MATERIAL>
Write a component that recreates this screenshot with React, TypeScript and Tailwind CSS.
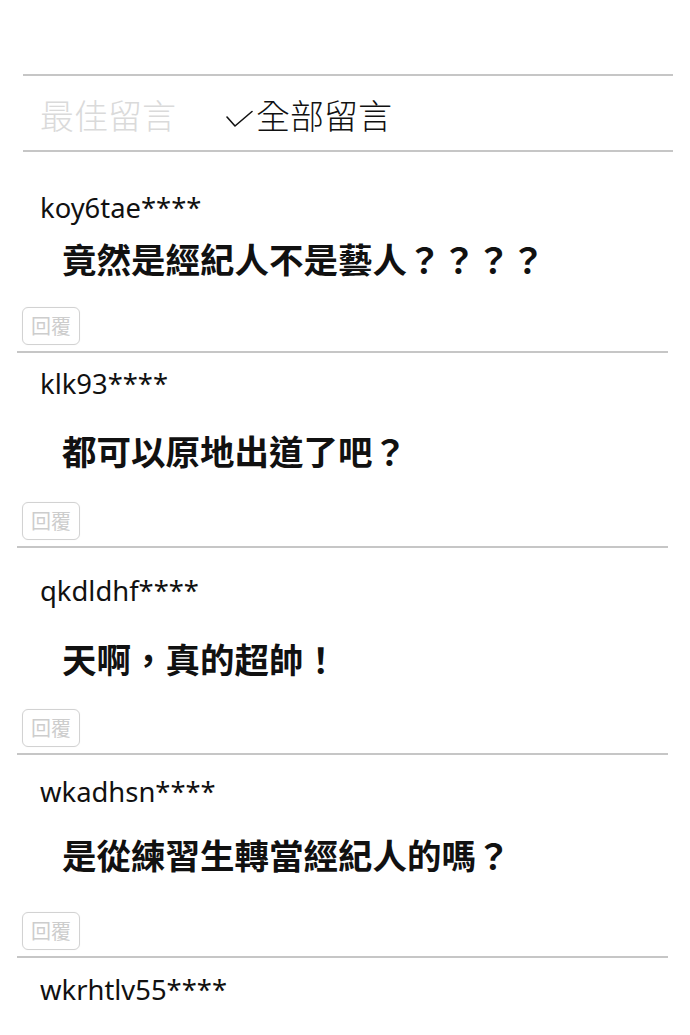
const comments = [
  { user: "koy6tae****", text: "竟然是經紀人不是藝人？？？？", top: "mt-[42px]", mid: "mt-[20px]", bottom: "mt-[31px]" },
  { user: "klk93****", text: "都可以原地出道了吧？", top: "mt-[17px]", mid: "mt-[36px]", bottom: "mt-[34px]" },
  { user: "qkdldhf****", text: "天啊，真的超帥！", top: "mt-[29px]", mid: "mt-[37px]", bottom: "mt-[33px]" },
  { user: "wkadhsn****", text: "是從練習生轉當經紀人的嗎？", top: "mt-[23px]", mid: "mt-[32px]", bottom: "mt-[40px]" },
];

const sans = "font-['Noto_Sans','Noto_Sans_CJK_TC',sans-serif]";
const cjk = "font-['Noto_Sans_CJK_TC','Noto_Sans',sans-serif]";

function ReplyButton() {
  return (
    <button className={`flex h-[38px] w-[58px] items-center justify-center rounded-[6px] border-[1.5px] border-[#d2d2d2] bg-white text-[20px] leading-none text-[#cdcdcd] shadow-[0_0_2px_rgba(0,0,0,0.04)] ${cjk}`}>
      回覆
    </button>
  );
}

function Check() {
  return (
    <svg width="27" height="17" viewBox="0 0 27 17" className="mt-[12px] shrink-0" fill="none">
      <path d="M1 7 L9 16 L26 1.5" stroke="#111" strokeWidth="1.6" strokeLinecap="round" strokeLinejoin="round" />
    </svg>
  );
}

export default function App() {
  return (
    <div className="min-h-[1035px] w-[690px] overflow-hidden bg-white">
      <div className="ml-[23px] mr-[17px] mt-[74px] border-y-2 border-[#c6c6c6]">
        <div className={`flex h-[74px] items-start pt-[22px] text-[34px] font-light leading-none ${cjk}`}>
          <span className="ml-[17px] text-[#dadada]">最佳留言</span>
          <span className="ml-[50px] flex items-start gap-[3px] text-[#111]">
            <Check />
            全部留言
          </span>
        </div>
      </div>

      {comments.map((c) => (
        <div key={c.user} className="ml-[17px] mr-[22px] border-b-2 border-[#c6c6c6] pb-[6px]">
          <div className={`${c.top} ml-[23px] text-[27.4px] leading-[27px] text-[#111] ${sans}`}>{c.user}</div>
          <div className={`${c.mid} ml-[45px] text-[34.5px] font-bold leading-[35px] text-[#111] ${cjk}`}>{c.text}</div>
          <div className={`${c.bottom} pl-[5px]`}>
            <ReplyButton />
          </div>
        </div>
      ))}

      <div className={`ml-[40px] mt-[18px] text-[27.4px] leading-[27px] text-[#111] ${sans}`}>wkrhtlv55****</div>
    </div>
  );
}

GIVEN TASK> Give the data again exactly as written, with all pictures left out.

RESPONSE BELOW>
Write a component that recreates this screenshot with React, TypeScript and Tailwind CSS.
const comments = [
  { user: "koy6tae****", text: "竟然是經紀人不是藝人？？？？", top: "mt-[42px]", mid: "mt-[20px]", bottom: "mt-[31px]" },
  { user: "klk93****", text: "都可以原地出道了吧？", top: "mt-[17px]", mid: "mt-[36px]", bottom: "mt-[34px]" },
  { user: "qkdldhf****", text: "天啊，真的超帥！", top: "mt-[29px]", mid: "mt-[37px]", bottom: "mt-[33px]" },
  { user: "wkadhsn****", text: "是從練習生轉當經紀人的嗎？", top: "mt-[23px]", mid: "mt-[32px]", bottom: "mt-[40px]" },
];

const sans = "font-['Noto_Sans','Noto_Sans_CJK_TC',sans-serif]";
const cjk = "font-['Noto_Sans_CJK_TC','Noto_Sans',sans-serif]";

function ReplyButton() {
  return (
    <button className={`flex h-[38px] w-[58px] items-center justify-center rounded-[6px] border-[1.5px] border-[#d2d2d2] bg-white text-[20px] leading-none text-[#cdcdcd] shadow-[0_0_2px_rgba(0,0,0,0.04)] ${cjk}`}>
      回覆
    </button>
  );
}

function Check() {
  return (
    <svg width="27" height="17" viewBox="0 0 27 17" className="mt-[12px] shrink-0" fill="none">
      <path d="M1 7 L9 16 L26 1.5" stroke="#111" strokeWidth="1.6" strokeLinecap="round" strokeLinejoin="round" />
    </svg>
  );
}

export default function App() {
  return (
    <div className="min-h-[1035px] w-[690px] overflow-hidden bg-white">
      <div className="ml-[23px] mr-[17px] mt-[74px] border-y-2 border-[#c6c6c6]">
        <div className={`flex h-[74px] items-start pt-[22px] text-[34px] font-light leading-none ${cjk}`}>
          <span className="ml-[17px] text-[#dadada]">最佳留言</span>
          <span className="ml-[50px] flex items-start gap-[3px] text-[#111]">
            <Check />
            全部留言
          </span>
        </div>
      </div>

      {comments.map((c) => (
        <div key={c.user} className="ml-[17px] mr-[22px] border-b-2 border-[#c6c6c6] pb-[6px]">
          <div className={`${c.top} ml-[23px] text-[27.4px] leading-[27px] text-[#111] ${sans}`}>{c.user}</div>
          <div className={`${c.mid} ml-[45px] text-[34.5px] font-bold leading-[35px] text-[#111] ${cjk}`}>{c.text}</div>
          <div className={`${c.bottom} pl-[5px]`}>
            <ReplyButton />
          </div>
        </div>
      ))}

      <div className={`ml-[40px] mt-[18px] text-[27.4px] leading-[27px] text-[#111] ${sans}`}>wkrhtlv55****</div>
    </div>
  );
}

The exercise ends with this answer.